### Instruction:
Report how many lines contain "components". The answer is a single number.

### Dataset excerpt:
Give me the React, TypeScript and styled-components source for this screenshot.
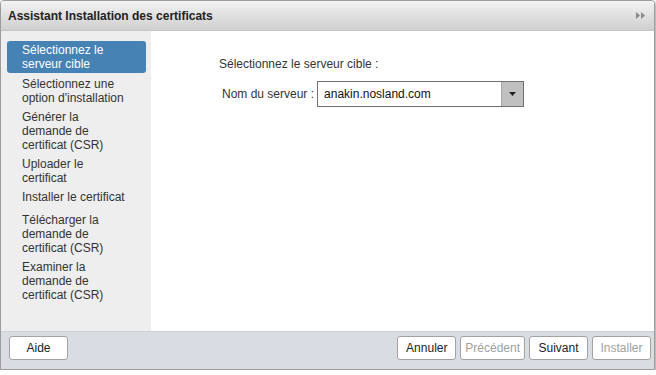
import styled, { createGlobalStyle } from "styled-components"

const GlobalStyle = createGlobalStyle`
  html, body {
    margin: 0;
    padding: 0;
    background: #ffffff;
  }
  body {
    font-family: "Liberation Sans", Arial, sans-serif;
  }
`

const Dialog = styled.div`
  box-sizing: border-box;
  width: 655px;
  height: 370px;
  display: flex;
  flex-direction: column;
  border: 1px solid #9c9c9c;
  border-radius: 4px 4px 0 0;
  background: #fff;
  box-shadow: 1px 2px 4px rgba(0, 0, 0, 0.45);
  overflow: hidden;
`

const Header = styled.div`
  height: 29px;
  flex: none;
  display: flex;
  align-items: center;
  justify-content: space-between;
  padding: 0 9px 0 7px;
  background: linear-gradient(to bottom, #f3f3f3 0%, #e2e2e2 45%, #cfcfcf 100%);
  border-bottom: 1px solid #c4c4c4;
`

const Title = styled.div`
  font-size: 12px;
  font-weight: bold;
  color: #222;
`

const Body = styled.div`
  height: 300px;
  flex: none;
  display: flex;
`

const Sidebar = styled.ul`
  width: 150px;
  flex: none;
  margin: 0;
  padding: 10px 0 0 0;
  list-style: none;
  background: #eeeeee;
`

const Step = styled.li<{ $active?: boolean; $spaced?: boolean }>`
  margin: 0 5px ${(p) => (p.$spaced ? "5px" : p.$active ? "2px" : "1px")} 6px;
  padding: 2px 18px 2px 15px;
  font-size: 12px;
  line-height: 14px;
  border-radius: 3px;
  color: ${(p) => (p.$active ? "#ffffff" : "#333333")};
  background: ${(p) => (p.$active ? "#4682b4" : "transparent")};
`

const Content = styled.div`
  flex: 1;
  padding: 26px 0 0 68px;
  font-size: 12px;
  color: #333;
`

const Lead = styled.div`
  line-height: 14px;
`

const Field = styled.div`
  display: flex;
  align-items: center;
  gap: 3px;
  margin-top: 10px;
  padding-left: 3px;
`

const Select = styled.div`
  box-sizing: border-box;
  width: 207px;
  height: 26px;
  display: flex;
  border: 1px solid #707070;
  background: #fff;
`

const SelectValue = styled.div`
  flex: 1;
  display: flex;
  align-items: center;
  padding-left: 6px;
  font-size: 12px;
  color: #111;
`

const SelectButton = styled.div`
  width: 21px;
  display: flex;
  align-items: center;
  justify-content: center;
  background: #c0c0c0;
  border-left: 1px solid #a8a8a8;
`

const Footer = styled.div`
  height: 37px;
  flex: none;
  display: flex;
  justify-content: space-between;
  align-items: flex-start;
  padding: 4px 3px 0 8px;
  box-sizing: content-box;
  background: #d9dde3;
  border-top: 1px solid #cdd1d7;
`

const Group = styled.div`
  display: flex;
  gap: 4px;
`

const Button = styled.button<{ $disabled?: boolean }>`
  box-sizing: border-box;
  height: 24px;
  min-width: 59px;
  padding: 0 4px;
  border: 1px solid #a2a2a2;
  border-radius: 3px;
  background: #ffffff;
  font-family: "Liberation Sans", Arial, sans-serif;
  font-size: 12px;
  color: ${(p) => (p.$disabled ? "#a0a0a0" : "#222222")};
`

const steps = [
  "Sélectionnez le serveur cible",
  "Sélectionnez une option d'installation",
  "Générer la demande de certificat (CSR)",
  "Uploader le certificat",
  "Installer le certificat",
  "Télécharger la demande de certificat (CSR)",
  "Examiner la demande de certificat (CSR)",
]

const App = () => {
  return (
    <>
      <GlobalStyle />
      <Dialog>
        <Header>
          <Title>Assistant Installation des certificats</Title>
          <svg width="9" height="7" viewBox="0 0 9 7">
            <path d="M0 0 L4 3.5 L0 7 Z M5 0 L9 3.5 L5 7 Z" fill="#8a8a8a" />
          </svg>
        </Header>
        <Body>
          <Sidebar>
            {steps.map((s, i) => (
              <Step key={s} $active={i === 0} $spaced={i === 4}>
                {s}
              </Step>
            ))}
          </Sidebar>
          <Content>
            <Lead>Sélectionnez le serveur cible :</Lead>
            <Field>
              <span>Nom du serveur :</span>
              <Select>
                <SelectValue>anakin.nosland.com</SelectValue>
                <SelectButton>
                  <svg width="7" height="4" viewBox="0 0 7 4">
                    <path d="M0 0 L7 0 L3.5 4 Z" fill="#222" />
                  </svg>
                </SelectButton>
              </Select>
            </Field>
          </Content>
        </Body>
        <Footer>
          <Button>Aide</Button>
          <Group>
            <Button>Annuler</Button>
            <Button $disabled>Précédent</Button>
            <Button>Suivant</Button>
            <Button $disabled>Installer</Button>
          </Group>
        </Footer>
      </Dialog>
    </>
  )
}

export default App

### Expected answer:
2